Mentorship and sponsorship are related, but the concepts aren't interchangeable. Understanding their differences is key to learning how each model can benefit your employees and your organization.

Mentorship relationships are often based on providing support and empathy, and anyone can be a mentor. Mentors can be senior employees, peers or even more junior employees, if they have a unique experience to share with their mentees.

"When most people think of mentorship, they think of individuals that could be inside or outside of their organization, someone who provides advice," says Nginyo. "Usually it's around career situations, but a mentor is really more of an adviser, somebody who potentially has experience with certain things, who can provide a perspective to an individual who may be experiencing similar things. "Effective mentorship relies on a good matching process. We use technology to help people get matched," Nginyo notes.

Sponsorship relationships are founded on advocacy and creating opportunities. Sponsors strategically help their protégés improve their performance and enhance their skills.

"[A good sponsor is] really someone who can help an individual excel, move up the ladder and progress from a career perspective. And I don't think anybody gets to a senior level in a company without having someone who's a sponsor," Nginyo says. Sponsorships can be as informal or structured as organizational leaders would like, but the key to success is in sponsors being willing to risk their personal brand to help a protégé advance.

Which program is best for your organization?

If your organization is evaluating sponsorship vs. mentorship programs, know that there is no wrong choice.
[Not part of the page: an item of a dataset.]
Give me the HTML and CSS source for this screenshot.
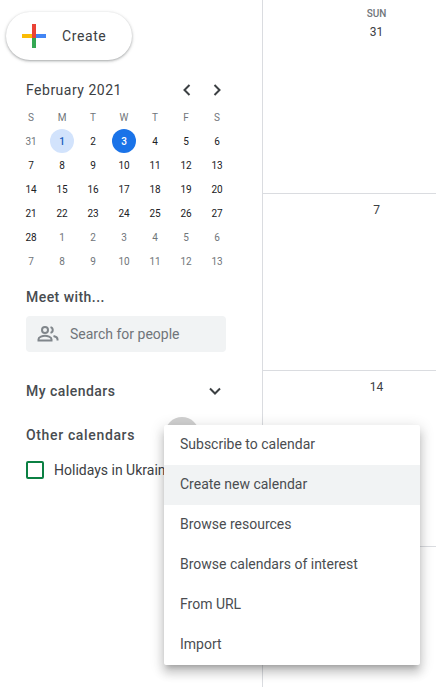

In weighing both options, the appropriate questions to answer are "when?" and "who?" To help you answer these, here's a closer look at how each model operates and which employees may benefit most.

Mentorships are best suited to early career employees and those acclimating to the organization. Having a mentor can help employees navigate the culture, understand expectations and respond to interpersonal conflicts. Meanwhile, sponsorship is best for developing talent at higher levels. "In terms of a sponsorship program, you're probably targeting people who are not at the first step in their career," explains Nginyo. "You're probably looking at somebody who's demonstrated success inside an organization for a while, and you now want to develop a pool of people to move up to the next level."

Mentorship and sponsorship programs are most successful when they focus on people at different stages of their tenure, and organizations can benefit from running either or both programs. Ultimately, the success of a mentorship or sponsorship program may rest with the mentees and protégés. "Both mentees and people who are being sponsored probably do more of the work in terms of relationship building," Nginyo says. They have the responsibility to manage the relationship proactively by reaching out to schedule meetings, share career goals and do the work that will help them advance.

Organizational leaders can hold mentors and sponsors accountable by measuring the experience of mentees and protégés. Often, leaders will ask questions such as, "Has your sponsor provided any opportunities for you? Any exposure? Has anything changed based on the sponsorship arrangement?" This practice contributes to what Nginyo calls "a culture for sponsorship," wherein mentors and sponsors are more likely to reflect on and value their contributions to these relationships.

Advantages of fostering sponsorship and mentorship relationships

Despite the differences in these two models, they share many of the same benefits. Over time, organizations may enjoy the following advantages from prioritizing sponsorship and mentorship relationships:

  • Workers feeling more supported in their career development. Mentorship and sponsorship can help employees progress in their career paths, and not just upward. Workers might also choose to make lateral moves and take on additional or different responsibilities. However, it can take time to see these results reflected in your organization. "It's not as though you're going to implement a sponsorship program and six months later, all of a sudden, you see this great increase in promotions or expansion of responsibilities for people who are being sponsored," notes Nginyo. "But over time you're going to want to see that."
  • Progress in reducing inequities. Recent research reveals that Black managers are 65% more likely to advance to the next career level if they have a sponsor, yet only 5% of Black employees have a sponsor, while 20% of white employees do. Sponsorship can also help women overcome the 'broken rung' obstacle that prevents advancement into managerial positions. "When you look at promotions for women at that first level compared to the promotion of men, there are more men getting promoted at that first level than women," says Nginyo. Sponsorship can support equity, especially for underrepresented groups in certain fields. For example, McKinsey recently reported on how sponsorship can help women advance in technical roles.
  • Boosted employee engagement. After implementing mentorship and sponsorship in your organization, employee engagement should increase. "A lot of organizations use engagement scores," Nginyo explains. "If you can see a meaningful difference in the engagement of critical talent when they are sponsored or mentored, versus when they're not, it's a way to measure success."
  • Improved retention. Another key performance indicator to measure is the relationship between retention and mentorship/sponsorship. Adopting mentorship and sponsorship opportunities can, over time, help with the retention of critical talent. Combined with the increased likelihood that those employees will advance within your organization, this is a recipe for a sustainable workforce.
  • Increased two-way learning between mentors/sponsors and mentees/protégés. "Oftentimes in a mentorship relationship, the mentor gets as much out of the relationship as the mentee," Nginyo notes. And because mentors aren't necessarily senior leaders — peers and even junior employees can function as mentors too — the mentorship model has something to offer everyone at every level of your organization.

What's the next step?

If you're considering sponsorship vs. mentorship within your organization, the important question may not be, "which is best?" but rather, "where should we start?" Mentorship and sponsorship programs can start as small as you like because they can be scaled easily.

Both models can be informal or structured, and both can provide a litany of valuable benefits that every organization needs to continue competing for top talent.